Design & animation studio takes style cue from neo-noir graphic novels.
New York, NY -- When swamp rock blues duo The Peach Kings needed a video for the title track of their just-released EP “Mojo Thunder,” they found their match in New York-based design & animation studio Ataboy. The storytelling-driven animated video tells a hypnotic tale of vice and voodoo and explores how cycles of abuse and pain can trigger self-destructive behavior.
“At the onset of the creative process, we were asked to think ‘swamp, dark and psychedelic,’” says Vikkal Parikh, Owner and Creative Director of Ataboy. “We took that direction and crafted a sexy, graphic and engrossing visual story.”
“Mojo Thunder” tells the story of a man trying to escape the pain of his past by indulging in his vices, only to see himself sinking deeper into the grim realities of life.
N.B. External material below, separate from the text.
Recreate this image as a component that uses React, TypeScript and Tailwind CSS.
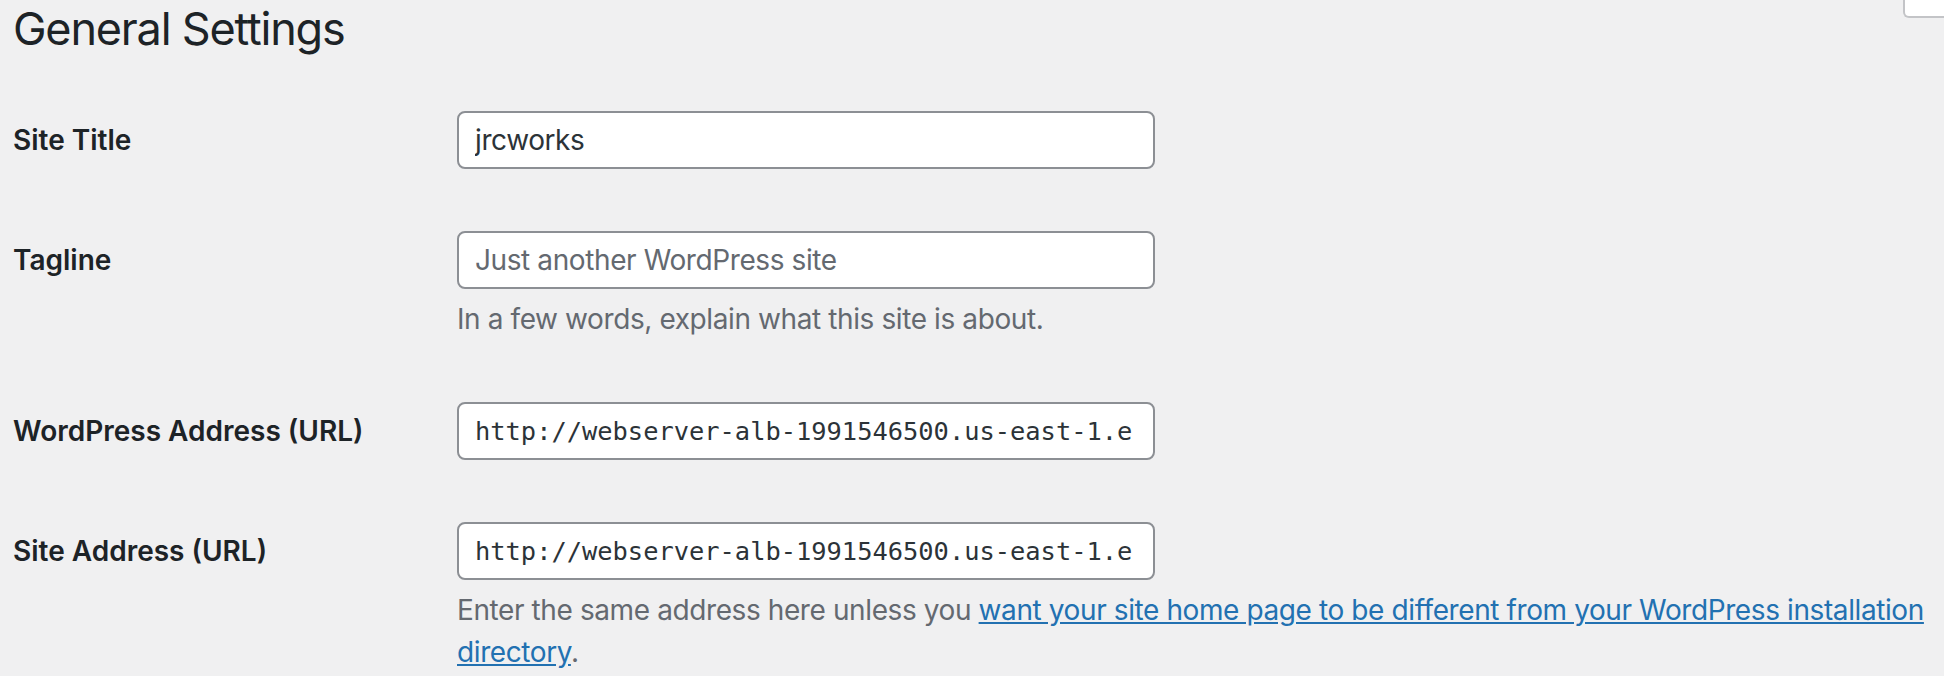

Kris Merc and Benjy Brooke, who served as directors for Ataboy, studied the backgrounds of crime lords and read pulp novels for inspiration.
“The visuals had to leave the viewer a bit haunted and uneasy,” says Merc. “The song really brings out that feeling of darkness, voodoo dreams, and Santeria wishes.”
Inspired by the gritty late ‘80s and early ‘90s neo-noir graphic stylings of Frank Miller’s “Sin City,” Bruce Timm’s “Batman,” ‘30s Spanish comic “Torpedo,” graphic artist Michael Deforge and the more outrageous designs of Betty Boop illustrator Max Fleischer, Ataboy decided to eschew color in favor of a darkly shaded, angular graphic, white-on-black sketch design.
Since the timeline for the project was condensed -- only one-and-a-half months from start to finish -- once the final storyboards and a working animatic were completed, Ataboy’s team of animators worked in Photoshop to bring the lyrics to life.
“Photoshop animation is a weird beast, but it allows for a direct, textural animation style,” says Brooke. “We were after a look and feel as close to handmade as a computer can offer.”
Before deciding on Photoshop, the Ataboy team experimented with hand-designed options, from working in newsprint to drawing with chalk and white crayons on black cardstock.
“As soon as we heard the song, we were invested in finding the best medium to tell this story,” says Parikh. “Music videos can be a very involved process, as was the case with this one. The entire Ataboy team really pulled out all the stops, and it shows in the final result.”